* **What to produce**: Within the records below, find each line that holds the string "page", then copy it.

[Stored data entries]

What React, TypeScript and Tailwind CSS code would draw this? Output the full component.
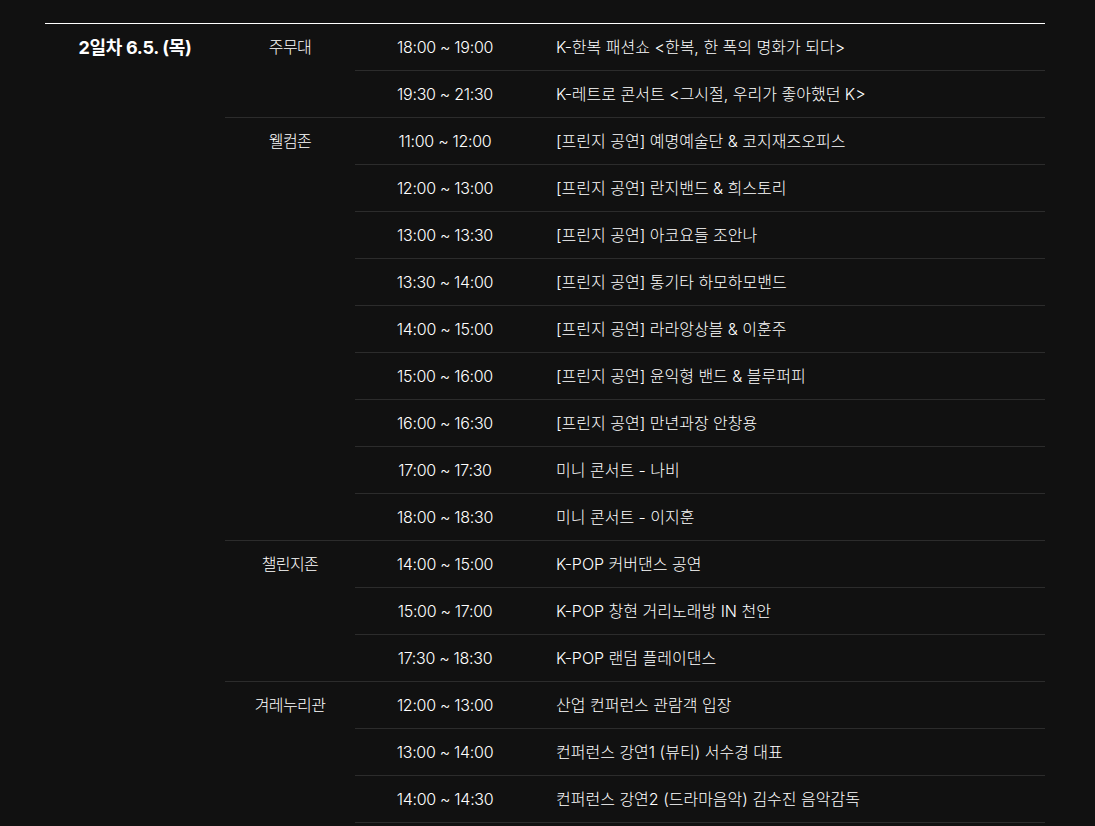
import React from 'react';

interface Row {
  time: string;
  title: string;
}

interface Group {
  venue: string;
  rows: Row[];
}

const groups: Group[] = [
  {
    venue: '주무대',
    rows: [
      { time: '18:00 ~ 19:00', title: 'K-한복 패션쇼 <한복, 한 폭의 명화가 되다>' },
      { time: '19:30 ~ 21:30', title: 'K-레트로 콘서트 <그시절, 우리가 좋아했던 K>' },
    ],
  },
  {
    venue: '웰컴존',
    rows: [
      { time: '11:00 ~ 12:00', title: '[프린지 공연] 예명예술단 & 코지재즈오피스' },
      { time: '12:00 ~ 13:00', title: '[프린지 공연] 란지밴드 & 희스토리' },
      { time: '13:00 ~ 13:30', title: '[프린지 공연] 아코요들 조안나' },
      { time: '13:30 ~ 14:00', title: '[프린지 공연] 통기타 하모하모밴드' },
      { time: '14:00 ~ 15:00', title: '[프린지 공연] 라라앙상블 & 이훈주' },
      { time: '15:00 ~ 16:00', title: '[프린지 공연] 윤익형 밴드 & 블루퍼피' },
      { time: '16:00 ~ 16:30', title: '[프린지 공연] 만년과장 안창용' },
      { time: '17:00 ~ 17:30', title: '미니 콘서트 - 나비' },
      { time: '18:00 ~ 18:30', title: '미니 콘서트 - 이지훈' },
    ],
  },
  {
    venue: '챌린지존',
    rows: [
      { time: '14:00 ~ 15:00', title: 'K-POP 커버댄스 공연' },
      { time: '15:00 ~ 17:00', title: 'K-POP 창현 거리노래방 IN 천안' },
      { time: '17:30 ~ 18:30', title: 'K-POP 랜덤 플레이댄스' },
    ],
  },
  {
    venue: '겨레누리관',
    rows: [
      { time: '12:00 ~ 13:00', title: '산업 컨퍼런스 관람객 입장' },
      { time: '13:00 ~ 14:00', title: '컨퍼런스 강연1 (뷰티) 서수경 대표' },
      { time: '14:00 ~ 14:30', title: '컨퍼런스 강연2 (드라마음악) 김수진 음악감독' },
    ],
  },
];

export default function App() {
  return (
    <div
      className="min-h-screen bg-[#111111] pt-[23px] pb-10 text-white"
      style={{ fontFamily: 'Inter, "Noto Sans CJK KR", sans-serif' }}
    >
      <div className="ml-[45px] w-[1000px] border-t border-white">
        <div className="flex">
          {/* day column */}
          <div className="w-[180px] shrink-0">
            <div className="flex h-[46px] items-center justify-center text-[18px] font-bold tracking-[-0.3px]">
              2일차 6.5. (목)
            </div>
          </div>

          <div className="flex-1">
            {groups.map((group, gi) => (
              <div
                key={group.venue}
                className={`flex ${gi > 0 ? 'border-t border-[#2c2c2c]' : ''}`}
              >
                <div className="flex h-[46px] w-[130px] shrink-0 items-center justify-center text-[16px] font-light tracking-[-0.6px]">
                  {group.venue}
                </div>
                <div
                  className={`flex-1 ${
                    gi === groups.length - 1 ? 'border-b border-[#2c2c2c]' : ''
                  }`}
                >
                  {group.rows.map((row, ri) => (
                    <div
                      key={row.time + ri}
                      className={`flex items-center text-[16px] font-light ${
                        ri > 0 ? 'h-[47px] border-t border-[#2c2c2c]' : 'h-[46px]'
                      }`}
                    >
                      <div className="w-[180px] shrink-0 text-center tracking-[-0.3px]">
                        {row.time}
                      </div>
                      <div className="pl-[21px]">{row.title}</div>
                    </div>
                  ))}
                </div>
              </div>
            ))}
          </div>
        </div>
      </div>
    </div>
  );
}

* * *

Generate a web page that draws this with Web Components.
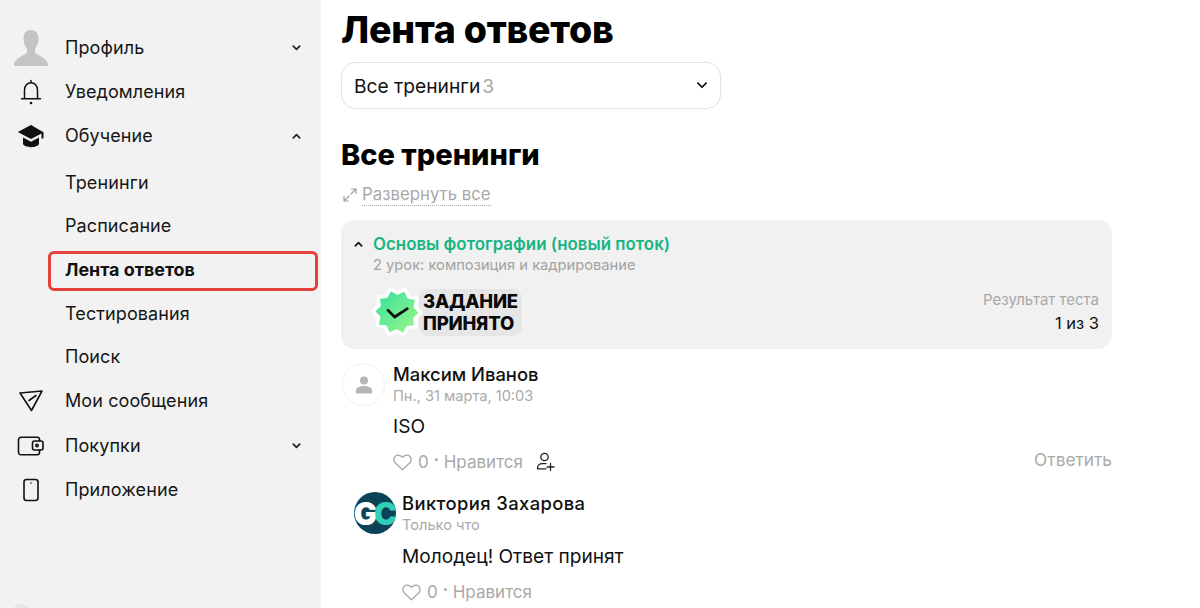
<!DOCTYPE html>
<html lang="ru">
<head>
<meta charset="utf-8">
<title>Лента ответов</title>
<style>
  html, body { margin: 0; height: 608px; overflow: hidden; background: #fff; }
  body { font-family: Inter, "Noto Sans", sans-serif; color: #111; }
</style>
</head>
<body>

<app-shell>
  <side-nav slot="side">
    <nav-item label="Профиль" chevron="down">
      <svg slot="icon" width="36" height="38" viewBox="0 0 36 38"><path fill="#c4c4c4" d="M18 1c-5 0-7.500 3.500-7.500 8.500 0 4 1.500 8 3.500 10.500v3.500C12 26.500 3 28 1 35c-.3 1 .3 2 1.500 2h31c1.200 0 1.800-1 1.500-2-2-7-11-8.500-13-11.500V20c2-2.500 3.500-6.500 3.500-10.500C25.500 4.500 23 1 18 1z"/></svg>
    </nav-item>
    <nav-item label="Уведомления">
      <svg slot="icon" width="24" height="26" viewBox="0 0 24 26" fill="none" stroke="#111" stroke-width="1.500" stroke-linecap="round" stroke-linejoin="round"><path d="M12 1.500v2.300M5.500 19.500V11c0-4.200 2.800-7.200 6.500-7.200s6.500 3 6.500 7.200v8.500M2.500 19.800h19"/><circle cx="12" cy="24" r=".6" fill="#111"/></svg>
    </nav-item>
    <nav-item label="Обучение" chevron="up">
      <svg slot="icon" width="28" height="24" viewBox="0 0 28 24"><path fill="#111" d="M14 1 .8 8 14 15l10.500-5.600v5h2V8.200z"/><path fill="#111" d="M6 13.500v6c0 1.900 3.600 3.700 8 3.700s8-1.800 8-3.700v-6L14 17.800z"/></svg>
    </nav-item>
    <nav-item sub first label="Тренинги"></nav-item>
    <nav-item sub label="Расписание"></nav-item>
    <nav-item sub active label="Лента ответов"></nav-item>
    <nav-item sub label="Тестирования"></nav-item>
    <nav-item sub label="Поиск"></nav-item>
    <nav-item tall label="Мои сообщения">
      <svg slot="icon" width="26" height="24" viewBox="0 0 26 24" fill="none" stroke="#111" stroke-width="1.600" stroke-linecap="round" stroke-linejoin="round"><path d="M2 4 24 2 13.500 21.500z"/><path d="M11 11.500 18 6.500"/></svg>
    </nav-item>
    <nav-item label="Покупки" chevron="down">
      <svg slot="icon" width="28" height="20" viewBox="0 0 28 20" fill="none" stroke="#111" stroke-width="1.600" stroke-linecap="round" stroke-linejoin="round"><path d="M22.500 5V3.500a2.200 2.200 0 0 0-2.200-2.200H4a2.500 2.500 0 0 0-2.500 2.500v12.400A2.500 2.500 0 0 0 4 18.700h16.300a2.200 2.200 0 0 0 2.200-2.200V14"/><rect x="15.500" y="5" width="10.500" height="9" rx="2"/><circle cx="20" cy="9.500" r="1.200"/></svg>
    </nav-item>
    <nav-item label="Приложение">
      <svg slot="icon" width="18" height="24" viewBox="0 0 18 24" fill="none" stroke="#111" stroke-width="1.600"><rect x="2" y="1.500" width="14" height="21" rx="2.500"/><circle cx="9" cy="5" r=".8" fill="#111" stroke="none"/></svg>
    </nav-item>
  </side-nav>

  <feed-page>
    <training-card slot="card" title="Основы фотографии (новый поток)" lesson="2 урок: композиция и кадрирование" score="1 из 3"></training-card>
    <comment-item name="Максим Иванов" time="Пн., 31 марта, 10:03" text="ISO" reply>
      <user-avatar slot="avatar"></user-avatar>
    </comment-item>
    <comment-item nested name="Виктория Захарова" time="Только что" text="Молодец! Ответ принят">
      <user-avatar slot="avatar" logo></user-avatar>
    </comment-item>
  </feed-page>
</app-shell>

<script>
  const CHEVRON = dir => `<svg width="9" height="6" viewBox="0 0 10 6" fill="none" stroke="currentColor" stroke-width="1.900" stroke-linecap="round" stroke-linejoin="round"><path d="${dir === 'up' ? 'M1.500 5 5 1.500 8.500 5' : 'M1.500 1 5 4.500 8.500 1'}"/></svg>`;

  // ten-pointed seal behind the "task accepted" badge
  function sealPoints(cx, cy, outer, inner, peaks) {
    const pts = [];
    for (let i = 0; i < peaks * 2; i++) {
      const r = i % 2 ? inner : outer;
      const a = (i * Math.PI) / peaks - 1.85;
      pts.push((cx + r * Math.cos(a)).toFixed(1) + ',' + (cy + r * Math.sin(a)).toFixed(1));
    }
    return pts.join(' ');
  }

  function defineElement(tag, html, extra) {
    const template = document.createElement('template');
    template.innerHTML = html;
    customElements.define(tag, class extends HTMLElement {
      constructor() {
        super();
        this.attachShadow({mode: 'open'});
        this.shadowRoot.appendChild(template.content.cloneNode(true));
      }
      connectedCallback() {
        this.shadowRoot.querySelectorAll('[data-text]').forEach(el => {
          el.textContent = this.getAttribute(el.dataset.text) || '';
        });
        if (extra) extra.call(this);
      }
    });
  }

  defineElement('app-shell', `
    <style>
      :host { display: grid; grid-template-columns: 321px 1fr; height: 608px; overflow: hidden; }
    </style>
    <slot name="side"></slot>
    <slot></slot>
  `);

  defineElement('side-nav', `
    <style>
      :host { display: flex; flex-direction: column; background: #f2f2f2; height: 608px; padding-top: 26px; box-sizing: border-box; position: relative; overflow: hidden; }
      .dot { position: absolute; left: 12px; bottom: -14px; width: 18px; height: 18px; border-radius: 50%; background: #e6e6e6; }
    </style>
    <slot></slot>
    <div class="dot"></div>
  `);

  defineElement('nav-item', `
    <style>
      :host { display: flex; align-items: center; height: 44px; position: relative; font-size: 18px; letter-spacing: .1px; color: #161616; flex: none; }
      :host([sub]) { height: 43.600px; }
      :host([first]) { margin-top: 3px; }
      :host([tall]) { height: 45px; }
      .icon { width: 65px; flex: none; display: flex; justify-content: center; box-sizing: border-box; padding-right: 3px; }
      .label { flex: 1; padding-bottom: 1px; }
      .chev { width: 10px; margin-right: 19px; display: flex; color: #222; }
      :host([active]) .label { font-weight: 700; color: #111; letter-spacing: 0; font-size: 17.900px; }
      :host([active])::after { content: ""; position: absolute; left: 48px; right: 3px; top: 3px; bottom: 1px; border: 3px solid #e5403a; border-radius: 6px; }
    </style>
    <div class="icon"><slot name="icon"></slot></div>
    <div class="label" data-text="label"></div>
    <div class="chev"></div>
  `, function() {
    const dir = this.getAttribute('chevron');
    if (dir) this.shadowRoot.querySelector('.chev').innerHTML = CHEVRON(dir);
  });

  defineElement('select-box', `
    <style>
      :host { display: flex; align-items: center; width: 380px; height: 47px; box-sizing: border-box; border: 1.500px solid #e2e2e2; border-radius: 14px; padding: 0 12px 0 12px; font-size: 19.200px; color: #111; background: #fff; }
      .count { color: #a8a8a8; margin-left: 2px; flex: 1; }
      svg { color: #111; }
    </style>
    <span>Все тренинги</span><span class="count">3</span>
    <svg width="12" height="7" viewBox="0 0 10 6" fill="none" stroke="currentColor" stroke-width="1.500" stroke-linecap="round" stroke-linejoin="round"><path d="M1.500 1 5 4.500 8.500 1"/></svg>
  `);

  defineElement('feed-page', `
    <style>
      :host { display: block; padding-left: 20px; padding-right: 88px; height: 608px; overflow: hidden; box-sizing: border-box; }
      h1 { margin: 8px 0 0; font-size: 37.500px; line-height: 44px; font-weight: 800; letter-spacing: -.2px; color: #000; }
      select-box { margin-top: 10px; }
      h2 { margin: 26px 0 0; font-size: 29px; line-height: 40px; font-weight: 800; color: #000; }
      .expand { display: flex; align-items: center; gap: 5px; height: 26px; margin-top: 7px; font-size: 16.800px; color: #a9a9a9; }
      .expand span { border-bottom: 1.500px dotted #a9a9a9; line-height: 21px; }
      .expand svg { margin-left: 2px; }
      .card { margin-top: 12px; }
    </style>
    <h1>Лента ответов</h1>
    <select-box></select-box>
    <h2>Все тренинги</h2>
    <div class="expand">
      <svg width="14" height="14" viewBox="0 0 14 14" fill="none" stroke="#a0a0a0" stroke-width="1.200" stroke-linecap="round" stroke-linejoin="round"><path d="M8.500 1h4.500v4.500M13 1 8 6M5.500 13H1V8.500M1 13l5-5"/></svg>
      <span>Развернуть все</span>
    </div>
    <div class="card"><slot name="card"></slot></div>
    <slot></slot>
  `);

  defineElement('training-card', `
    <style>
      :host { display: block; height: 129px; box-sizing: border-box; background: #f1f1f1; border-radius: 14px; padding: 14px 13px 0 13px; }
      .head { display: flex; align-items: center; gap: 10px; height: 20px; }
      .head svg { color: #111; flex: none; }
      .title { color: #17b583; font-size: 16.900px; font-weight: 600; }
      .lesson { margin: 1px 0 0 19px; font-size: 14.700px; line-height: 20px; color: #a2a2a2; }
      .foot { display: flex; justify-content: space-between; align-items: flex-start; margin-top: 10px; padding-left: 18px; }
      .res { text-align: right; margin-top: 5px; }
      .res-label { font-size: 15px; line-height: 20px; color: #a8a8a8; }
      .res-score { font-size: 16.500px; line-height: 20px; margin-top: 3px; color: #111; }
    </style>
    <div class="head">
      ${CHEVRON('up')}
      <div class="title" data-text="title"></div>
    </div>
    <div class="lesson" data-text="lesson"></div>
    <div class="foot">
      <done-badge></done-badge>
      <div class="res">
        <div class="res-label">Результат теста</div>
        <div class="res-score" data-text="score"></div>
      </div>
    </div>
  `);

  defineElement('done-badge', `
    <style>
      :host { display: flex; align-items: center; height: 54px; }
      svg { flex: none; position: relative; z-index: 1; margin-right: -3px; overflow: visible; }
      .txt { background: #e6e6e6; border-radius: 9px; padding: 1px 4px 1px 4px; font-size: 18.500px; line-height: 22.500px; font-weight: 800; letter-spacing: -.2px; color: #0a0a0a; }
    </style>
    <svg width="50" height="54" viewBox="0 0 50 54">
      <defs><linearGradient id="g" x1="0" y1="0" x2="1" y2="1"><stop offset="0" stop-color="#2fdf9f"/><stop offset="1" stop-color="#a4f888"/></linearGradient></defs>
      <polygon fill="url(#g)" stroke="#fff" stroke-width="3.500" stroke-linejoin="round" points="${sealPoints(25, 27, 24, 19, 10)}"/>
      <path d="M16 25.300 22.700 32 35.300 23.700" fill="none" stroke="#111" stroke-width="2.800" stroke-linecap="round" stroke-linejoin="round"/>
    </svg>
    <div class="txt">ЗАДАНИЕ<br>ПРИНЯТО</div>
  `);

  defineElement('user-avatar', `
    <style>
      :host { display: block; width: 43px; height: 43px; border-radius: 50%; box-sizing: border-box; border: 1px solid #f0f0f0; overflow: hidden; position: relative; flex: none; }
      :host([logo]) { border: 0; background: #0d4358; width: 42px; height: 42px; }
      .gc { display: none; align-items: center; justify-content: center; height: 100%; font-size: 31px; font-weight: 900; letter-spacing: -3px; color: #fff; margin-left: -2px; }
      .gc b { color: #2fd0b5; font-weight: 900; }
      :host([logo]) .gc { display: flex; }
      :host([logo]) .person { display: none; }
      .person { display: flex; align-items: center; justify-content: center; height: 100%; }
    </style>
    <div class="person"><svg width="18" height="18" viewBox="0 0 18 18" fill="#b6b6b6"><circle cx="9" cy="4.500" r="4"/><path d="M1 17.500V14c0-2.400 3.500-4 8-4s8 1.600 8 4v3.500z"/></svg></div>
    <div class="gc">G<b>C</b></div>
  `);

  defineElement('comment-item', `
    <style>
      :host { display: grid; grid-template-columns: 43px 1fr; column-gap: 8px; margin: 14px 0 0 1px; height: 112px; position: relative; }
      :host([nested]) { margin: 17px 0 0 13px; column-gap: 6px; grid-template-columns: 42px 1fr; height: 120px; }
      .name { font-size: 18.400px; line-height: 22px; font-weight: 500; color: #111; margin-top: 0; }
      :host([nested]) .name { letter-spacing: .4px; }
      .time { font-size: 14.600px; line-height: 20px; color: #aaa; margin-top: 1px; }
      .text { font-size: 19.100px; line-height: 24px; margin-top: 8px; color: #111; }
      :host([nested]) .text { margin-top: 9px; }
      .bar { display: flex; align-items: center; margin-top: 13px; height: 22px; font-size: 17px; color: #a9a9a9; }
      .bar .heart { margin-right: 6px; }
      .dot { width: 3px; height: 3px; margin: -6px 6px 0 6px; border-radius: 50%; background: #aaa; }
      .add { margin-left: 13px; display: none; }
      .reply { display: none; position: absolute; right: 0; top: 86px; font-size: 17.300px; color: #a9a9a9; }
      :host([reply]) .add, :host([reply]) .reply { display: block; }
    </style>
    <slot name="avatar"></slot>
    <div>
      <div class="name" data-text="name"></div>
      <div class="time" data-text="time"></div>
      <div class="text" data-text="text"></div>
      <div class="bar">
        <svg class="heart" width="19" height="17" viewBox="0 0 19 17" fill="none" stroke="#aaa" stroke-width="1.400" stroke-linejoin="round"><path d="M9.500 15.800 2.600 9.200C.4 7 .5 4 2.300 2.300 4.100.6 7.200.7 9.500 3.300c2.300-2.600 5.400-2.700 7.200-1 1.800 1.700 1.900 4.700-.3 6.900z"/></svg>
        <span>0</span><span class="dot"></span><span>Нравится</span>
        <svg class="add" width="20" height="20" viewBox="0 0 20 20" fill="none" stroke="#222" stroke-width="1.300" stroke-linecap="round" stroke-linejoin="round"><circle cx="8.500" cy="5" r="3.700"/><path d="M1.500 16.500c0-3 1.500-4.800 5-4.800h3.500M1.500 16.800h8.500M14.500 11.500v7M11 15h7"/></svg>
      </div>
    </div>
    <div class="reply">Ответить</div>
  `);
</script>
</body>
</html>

* **Correct output**:
Generate a web page that draws this with Web Components.
  <feed-page>
  </feed-page>
  defineElement('feed-page', `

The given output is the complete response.